_Written problem_. List each line of the data that holds the string "page".

——

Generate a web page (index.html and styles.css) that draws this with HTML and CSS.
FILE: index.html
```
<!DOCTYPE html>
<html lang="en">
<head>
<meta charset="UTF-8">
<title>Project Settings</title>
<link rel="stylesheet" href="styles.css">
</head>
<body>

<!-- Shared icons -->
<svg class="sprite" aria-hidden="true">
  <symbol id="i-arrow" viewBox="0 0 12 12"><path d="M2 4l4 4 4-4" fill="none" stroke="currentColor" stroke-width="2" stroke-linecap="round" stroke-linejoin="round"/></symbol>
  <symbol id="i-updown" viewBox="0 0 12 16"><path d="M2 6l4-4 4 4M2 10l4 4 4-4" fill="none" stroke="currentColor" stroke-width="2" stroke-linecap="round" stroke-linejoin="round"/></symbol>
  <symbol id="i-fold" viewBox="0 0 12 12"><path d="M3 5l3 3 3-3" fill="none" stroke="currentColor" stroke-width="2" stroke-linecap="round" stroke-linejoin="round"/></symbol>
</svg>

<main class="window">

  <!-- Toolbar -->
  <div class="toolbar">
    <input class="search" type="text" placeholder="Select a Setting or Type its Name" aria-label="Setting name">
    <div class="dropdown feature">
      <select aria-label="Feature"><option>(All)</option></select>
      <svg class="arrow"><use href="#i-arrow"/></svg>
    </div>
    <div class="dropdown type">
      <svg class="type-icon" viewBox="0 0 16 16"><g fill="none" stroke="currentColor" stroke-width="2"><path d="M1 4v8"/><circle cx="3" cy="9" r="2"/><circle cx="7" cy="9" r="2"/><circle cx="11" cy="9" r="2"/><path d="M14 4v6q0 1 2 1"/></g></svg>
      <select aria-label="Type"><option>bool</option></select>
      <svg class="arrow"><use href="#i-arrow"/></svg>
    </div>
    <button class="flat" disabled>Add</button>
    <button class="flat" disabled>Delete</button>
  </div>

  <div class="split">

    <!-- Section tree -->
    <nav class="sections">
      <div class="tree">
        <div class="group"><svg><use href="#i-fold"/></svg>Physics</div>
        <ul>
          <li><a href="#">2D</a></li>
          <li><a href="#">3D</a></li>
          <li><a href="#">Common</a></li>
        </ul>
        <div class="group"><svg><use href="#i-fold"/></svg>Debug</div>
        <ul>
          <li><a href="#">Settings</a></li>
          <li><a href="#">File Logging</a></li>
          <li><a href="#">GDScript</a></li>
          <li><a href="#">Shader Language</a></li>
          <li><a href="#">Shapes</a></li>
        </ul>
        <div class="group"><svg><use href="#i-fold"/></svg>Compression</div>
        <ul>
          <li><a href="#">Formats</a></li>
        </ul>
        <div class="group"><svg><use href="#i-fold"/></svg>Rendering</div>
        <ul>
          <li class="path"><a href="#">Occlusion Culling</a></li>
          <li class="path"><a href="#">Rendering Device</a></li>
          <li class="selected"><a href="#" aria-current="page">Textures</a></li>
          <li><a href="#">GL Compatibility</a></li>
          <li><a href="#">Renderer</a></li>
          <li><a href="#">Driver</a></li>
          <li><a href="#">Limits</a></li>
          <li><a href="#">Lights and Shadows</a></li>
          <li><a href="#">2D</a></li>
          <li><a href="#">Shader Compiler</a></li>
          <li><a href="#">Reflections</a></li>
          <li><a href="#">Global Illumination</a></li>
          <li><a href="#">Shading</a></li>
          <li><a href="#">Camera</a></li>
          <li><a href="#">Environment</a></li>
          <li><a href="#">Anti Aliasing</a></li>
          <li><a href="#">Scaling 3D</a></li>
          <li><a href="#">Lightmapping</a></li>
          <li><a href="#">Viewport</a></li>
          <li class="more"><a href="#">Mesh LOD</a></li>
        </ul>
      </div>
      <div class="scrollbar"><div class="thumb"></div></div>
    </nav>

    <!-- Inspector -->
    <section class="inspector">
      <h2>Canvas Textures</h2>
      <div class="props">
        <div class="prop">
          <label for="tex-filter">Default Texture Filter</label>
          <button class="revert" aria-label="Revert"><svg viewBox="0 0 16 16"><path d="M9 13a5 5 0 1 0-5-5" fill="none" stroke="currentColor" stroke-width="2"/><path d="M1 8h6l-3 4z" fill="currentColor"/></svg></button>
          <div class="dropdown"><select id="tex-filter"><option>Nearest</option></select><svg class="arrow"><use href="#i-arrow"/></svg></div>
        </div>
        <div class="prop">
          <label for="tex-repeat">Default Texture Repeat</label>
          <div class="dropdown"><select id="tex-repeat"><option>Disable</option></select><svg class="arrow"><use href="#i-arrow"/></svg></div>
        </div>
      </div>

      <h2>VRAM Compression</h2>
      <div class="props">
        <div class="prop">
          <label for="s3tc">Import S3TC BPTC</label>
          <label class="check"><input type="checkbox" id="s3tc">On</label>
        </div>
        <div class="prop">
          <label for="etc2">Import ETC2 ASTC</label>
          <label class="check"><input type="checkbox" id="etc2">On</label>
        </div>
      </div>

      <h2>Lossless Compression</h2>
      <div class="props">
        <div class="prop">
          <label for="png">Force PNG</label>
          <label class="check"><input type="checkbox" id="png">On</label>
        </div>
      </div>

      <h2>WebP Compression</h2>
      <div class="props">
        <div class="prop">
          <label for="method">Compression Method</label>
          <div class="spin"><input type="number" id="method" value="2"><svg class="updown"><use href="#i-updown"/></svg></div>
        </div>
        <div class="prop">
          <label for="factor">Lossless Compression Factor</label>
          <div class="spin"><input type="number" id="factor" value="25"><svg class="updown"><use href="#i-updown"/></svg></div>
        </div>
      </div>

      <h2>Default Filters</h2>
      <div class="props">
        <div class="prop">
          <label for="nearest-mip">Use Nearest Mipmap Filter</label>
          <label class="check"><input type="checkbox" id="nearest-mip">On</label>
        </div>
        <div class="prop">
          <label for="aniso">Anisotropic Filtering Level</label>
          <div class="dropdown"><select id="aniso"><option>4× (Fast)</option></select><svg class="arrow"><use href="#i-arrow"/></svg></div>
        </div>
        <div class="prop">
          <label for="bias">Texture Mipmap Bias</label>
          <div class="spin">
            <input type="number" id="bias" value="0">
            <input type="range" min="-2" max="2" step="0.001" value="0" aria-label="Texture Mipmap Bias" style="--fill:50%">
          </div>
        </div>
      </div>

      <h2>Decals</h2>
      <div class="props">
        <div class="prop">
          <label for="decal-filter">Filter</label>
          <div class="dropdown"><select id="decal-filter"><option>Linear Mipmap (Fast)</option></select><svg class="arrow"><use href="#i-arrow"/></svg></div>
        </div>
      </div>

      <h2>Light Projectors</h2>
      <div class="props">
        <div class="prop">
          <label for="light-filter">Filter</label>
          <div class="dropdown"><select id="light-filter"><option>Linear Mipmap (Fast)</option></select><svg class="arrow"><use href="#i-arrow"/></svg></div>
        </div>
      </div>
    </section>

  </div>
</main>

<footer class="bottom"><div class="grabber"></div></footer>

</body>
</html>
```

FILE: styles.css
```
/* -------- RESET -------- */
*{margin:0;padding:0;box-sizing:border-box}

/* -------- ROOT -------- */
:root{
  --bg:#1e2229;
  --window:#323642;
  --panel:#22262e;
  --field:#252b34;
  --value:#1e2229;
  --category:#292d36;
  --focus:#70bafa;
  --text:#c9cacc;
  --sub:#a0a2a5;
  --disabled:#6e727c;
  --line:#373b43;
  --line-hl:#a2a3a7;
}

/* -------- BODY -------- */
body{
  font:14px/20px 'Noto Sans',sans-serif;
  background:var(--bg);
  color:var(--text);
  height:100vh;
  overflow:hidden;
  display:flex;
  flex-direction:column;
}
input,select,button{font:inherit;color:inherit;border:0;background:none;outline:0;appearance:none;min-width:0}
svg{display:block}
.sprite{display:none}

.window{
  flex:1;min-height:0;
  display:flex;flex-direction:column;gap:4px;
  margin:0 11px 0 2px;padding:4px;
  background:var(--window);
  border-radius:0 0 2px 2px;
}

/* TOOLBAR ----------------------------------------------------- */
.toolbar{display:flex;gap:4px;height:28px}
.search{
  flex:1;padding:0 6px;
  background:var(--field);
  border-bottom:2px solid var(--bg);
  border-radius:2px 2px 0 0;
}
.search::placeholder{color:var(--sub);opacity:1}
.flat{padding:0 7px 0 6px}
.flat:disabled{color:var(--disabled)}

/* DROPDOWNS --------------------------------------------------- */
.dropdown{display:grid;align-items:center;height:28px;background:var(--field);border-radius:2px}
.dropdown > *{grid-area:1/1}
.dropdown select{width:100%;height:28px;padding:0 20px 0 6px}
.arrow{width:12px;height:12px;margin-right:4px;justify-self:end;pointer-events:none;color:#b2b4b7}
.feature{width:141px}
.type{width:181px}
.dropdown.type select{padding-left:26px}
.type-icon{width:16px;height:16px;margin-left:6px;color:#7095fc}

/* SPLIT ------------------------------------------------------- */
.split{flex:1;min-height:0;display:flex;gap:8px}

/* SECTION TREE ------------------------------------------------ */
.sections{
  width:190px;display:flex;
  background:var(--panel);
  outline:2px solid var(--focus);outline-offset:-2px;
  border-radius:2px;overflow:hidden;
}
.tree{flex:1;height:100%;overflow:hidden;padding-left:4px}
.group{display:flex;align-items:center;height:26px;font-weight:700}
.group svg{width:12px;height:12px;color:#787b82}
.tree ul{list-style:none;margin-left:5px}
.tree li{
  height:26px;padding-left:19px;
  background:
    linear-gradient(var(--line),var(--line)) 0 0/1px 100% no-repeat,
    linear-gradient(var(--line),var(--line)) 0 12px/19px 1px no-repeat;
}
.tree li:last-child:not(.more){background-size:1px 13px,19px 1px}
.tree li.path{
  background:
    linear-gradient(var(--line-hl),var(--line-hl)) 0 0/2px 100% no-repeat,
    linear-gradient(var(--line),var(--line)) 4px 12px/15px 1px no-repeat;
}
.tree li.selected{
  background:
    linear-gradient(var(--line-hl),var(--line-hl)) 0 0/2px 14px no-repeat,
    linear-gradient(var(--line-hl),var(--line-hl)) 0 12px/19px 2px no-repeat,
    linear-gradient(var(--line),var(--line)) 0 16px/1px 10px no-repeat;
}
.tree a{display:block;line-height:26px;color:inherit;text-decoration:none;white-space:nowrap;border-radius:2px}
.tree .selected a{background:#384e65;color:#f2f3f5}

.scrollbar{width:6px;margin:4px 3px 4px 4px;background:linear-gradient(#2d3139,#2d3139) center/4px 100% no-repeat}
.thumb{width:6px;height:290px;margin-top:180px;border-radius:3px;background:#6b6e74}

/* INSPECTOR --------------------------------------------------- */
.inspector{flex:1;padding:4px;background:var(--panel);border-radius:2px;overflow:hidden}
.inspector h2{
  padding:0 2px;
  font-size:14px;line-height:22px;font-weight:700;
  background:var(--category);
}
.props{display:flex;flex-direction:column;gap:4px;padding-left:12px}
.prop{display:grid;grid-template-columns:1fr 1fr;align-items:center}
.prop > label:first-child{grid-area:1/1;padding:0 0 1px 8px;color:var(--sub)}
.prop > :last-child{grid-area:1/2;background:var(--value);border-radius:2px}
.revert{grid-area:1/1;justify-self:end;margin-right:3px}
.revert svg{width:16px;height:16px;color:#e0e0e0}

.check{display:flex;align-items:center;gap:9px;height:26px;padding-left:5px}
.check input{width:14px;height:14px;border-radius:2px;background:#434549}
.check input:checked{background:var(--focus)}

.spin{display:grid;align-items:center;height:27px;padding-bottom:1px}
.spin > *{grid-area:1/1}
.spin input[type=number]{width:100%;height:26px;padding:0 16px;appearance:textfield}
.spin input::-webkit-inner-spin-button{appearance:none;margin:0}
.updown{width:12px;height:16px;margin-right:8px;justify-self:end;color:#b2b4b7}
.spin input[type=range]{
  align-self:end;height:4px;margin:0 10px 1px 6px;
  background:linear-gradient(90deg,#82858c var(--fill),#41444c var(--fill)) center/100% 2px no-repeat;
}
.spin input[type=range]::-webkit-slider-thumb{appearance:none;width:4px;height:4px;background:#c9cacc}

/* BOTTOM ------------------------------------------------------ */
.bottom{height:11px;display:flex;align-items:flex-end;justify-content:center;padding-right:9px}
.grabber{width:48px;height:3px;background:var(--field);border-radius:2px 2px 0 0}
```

——

_Reply_.
Generate a web page (index.html and styles.css) that draws this with HTML and CSS.
          <li class="selected"><a href="#" aria-current="page">Textures</a></li>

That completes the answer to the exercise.